You might notice that at $50 per barrel almost no one is burning oil in power plants for generating electricity because it's outrageously expensive.
The solar thermal plant also needs to convert that heat to electricity and transmit that electricity from the middle of a desert where no one lives to the nearest city(transmission usually payed for by tax payers) and that's where much of the cost of the plant lies. It's also not a terribly clever idea to use a lot of fresh-water for cooling in the midle of a desert; if you use air cooling you take a hit to your efficiency and add yet more capital cost.

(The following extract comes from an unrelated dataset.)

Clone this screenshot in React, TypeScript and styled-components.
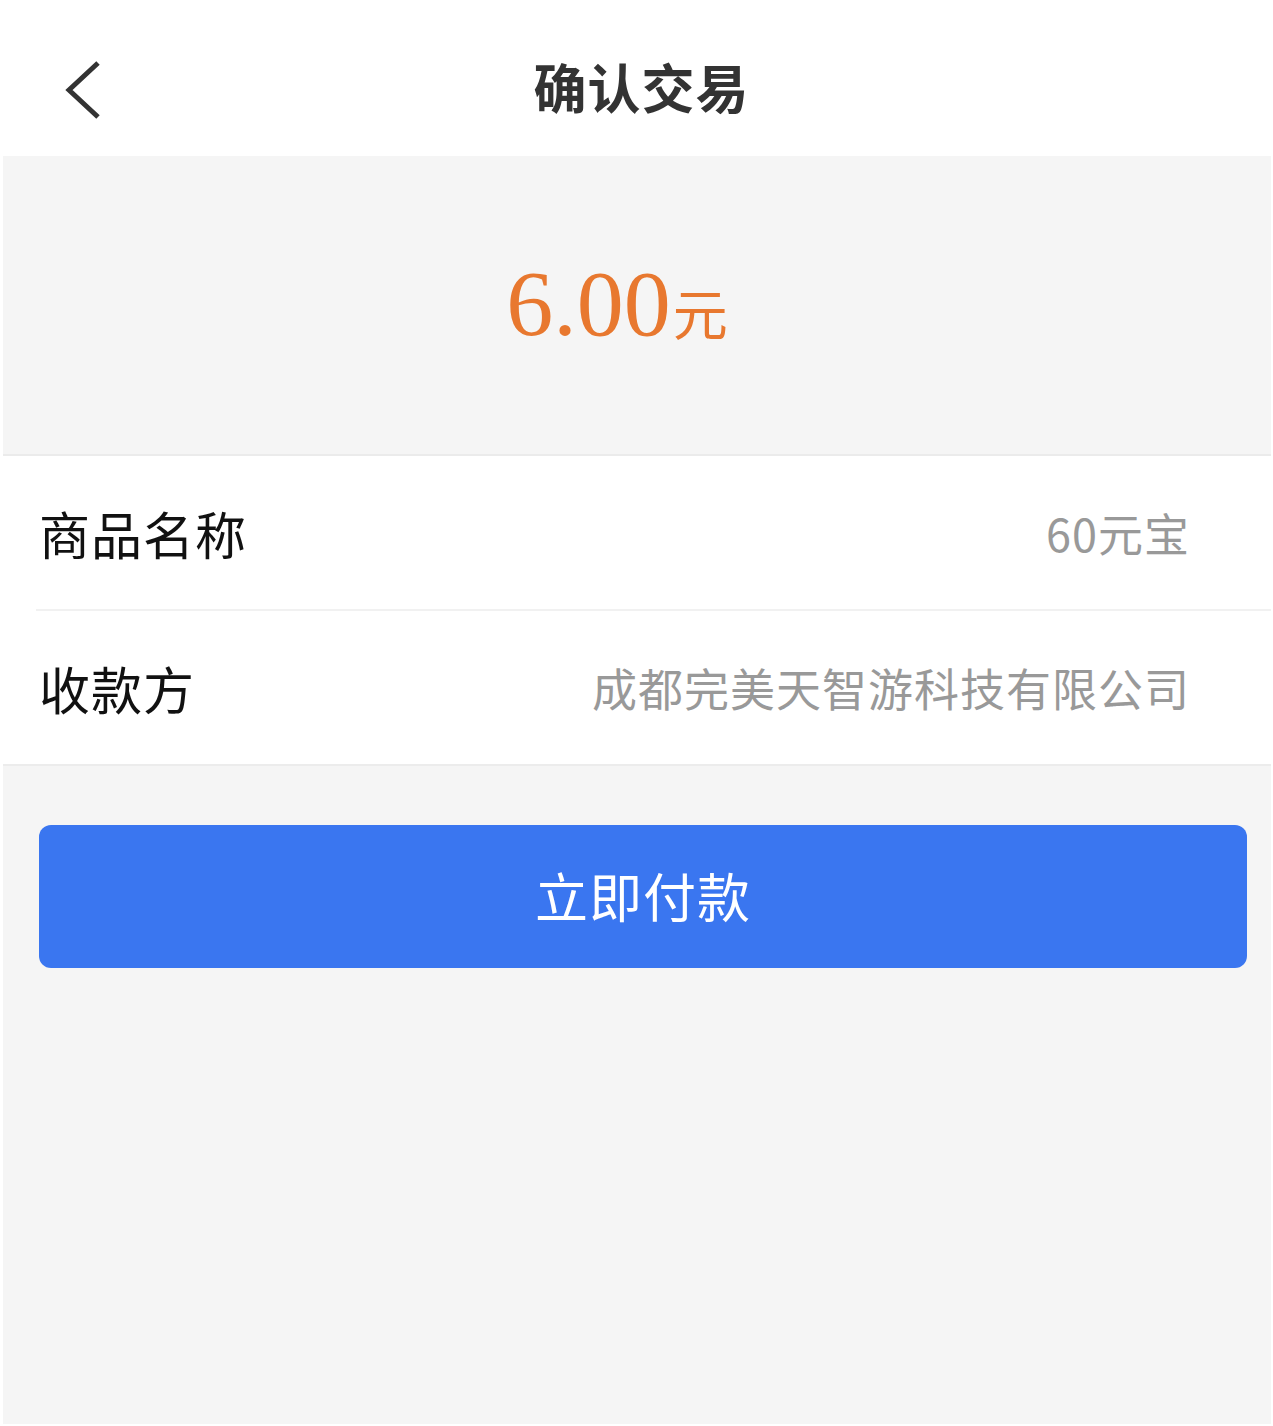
import React from "react";
import styled, { createGlobalStyle } from "styled-components";

const GlobalStyle = createGlobalStyle`
  html, body {
    margin: 0;
    padding: 0;
    background: #ffffff;
  }
  body {
    font-family: "Noto Sans CJK SC", "Noto Sans", sans-serif;
  }
`;

const Page = styled.div`
  display: flex;
  flex-direction: column;
  width: 1273px;
  height: 1426px;
  padding: 0 2px 2px 3px;
  box-sizing: border-box;
  background: #ffffff;
`;

const NavBar = styled.header`
  display: flex;
  align-items: center;
  justify-content: center;
  position: relative;
  height: 156px;
  margin-left: -3px;
  background: #ffffff;
`;

const BackButton = styled.button`
  position: absolute;
  left: 60px;
  top: 58px;
  width: 46px;
  height: 64px;
  padding: 0;
  border: none;
  background: none;
  cursor: pointer;
`;

const Title = styled.h1`
  margin: 16px 0 0 12px;
  font-size: 53px;
  font-weight: 700;
  color: #333333;
  letter-spacing: 1px;
`;

const AmountBlock = styled.section`
  display: flex;
  align-items: center;
  justify-content: center;
  height: 298px;
  background: #f5f5f5;
  border-bottom: 2px solid #ebebeb;
`;

const Amount = styled.div`
  display: flex;
  align-items: baseline;
  margin: 0 0 4px -40px;
  color: #e8782f;
`;

const Figure = styled.span`
  font-family: "Liberation Serif", "DejaVu Serif", serif;
  font-size: 94px;
  line-height: 1;
`;

const Unit = styled.span`
  font-family: "Noto Sans CJK SC", sans-serif;
  font-size: 55px;
  line-height: 1;
  margin-left: 2px;
`;

const InfoList = styled.section`
  display: flex;
  flex-direction: column;
  background: #ffffff;
  border-bottom: 2px solid #ececec;
`;

const Row = styled.div<{ $divider?: boolean }>`
  display: flex;
  align-items: center;
  justify-content: space-between;
  height: 153px;
  margin-left: 33px;
  padding-right: 81px;
  border-bottom: ${(p) => (p.$divider ? "2px solid #f1f1f1" : "none")};
`;

const Label = styled.span`
  font-size: 51px;
  color: #111111;
  margin-left: 3px;
  letter-spacing: 1px;
`;

const Value = styled.span`
  font-size: 45px;
  color: #999999;
  letter-spacing: 1px;
`;

const Footer = styled.section`
  flex: 1;
  display: flex;
  flex-direction: column;
  padding: 59px 24px 0 36px;
  background: #f5f5f5;
`;

const PayButton = styled.button`
  height: 143px;
  padding-bottom: 4px;
  border: none;
  border-radius: 12px;
  background: #3a76f0;
  color: #ffffff;
  font-family: "Noto Sans CJK SC", sans-serif;
  font-size: 53px;
  letter-spacing: 1px;
  cursor: pointer;
`;

export default function App() {
  return (
    <>
      <GlobalStyle />
      <Page>
        <NavBar>
          <BackButton aria-label="back">
            <svg width="46" height="64" viewBox="0 0 46 64" fill="none">
              <path
                d="M38 5 L9 32 L38 59"
                stroke="#333333"
                strokeWidth="5"
                strokeLinecap="butt"
                strokeLinejoin="miter"
              />
            </svg>
          </BackButton>
          <Title>确认交易</Title>
        </NavBar>
        <AmountBlock>
          <Amount>
            <Figure>6.00</Figure>
            <Unit>元</Unit>
          </Amount>
        </AmountBlock>
        <InfoList>
          <Row $divider>
            <Label>商品名称</Label>
            <Value>60元宝</Value>
          </Row>
          <Row>
            <Label>收款方</Label>
            <Value>成都完美天智游科技有限公司</Value>
          </Row>
        </InfoList>
        <Footer>
          <PayButton>立即付款</PayButton>
        </Footer>
      </Page>
    </>
  );
}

If you add molten salt storage and try to do baseload you'll pay even more.
Looking at an actual system like Ausra's, and not just their marketing material, it cost $3000 per kW of installed capacity in overnight costs(i.e. ignoring interest if funds were borrowed). With an outrageously poor capacity factor of 18-22% the overnight cost is on the order of $15 000/kW baseload equivalent. If you build a GW scale plant you're going to pay on the order of $20 000-30 000 per kW baseload equivalent when you include interest.
Now, of course, you're not going to use it for baseload since this is insanely expensive. You're going to try to use it for peak-load, try to bilk the tax payer(feed in tarriffs, renewable portfolio standard, transmission provided by taxpayer etc.), sell carbon credits and so on, because that's the only way the economics work out.
If you weren't trying to bilk the tax payer, you'd have to shift the peak output by several hours(since peak output occurs at noon and the peak usage occurs later in the day) and you'd do that with molten salt storage. You'd also have to install the plants in sub-optimal locations where fresh water is cheaper and access to the grid is nearer(since you now are paying for it).
Solar thermal is very mature technology. A lot of very clever people have been trying to make it work economically for over a century and very little improvement has actually happened.
It's sobering to look at old photographs from Frank Schuman's large, parabolic through array and realize that these people were doing and thinking the exact same damn things solar proponents are today:
"Sun power is now a fact and no longer in the 'beautiful possibility' stage... It will have a history like aerial navigation. Up to twelve years ago it was a mere possibility and no one took it seriously." - Frank Schuman
It no surprise that the economics are warped in any sector of the energy industry. Where ever you look it's the same few players making the big investments and they all have the same methods for maintaining their grip on the control levers.
Yes, exploit false data about environmental alarm so that I can take control of the energy grid with X technology, that won't work, so instead I can sell my coal/oil/gas reserves as a replacement under contract.
Enron started the green energy kick in the late 80's. Funny thing is when they said, "No one knows the extent of horrors we'll uncover in regards to Enron's machinations." they were unequivocally correct.
Looks like we're finding out now.
Where did you get those figures?
Brightsouce will be generating 1300 gigawatts of solar thermal energy in the southwest very soon.
There's another big problem with nuclear, the sky high insurance bills in case they release radioactivity in accidents. The cost of solar thermal is going down. It's fact. Solar energy breakthroughs are going to make solar enrgy as cheap and plentiful as fossil fuels and nuclear. Nuclear is too dangerous, we should develop renewable energy.
And can you name the last nuclear leak that contaminated anything?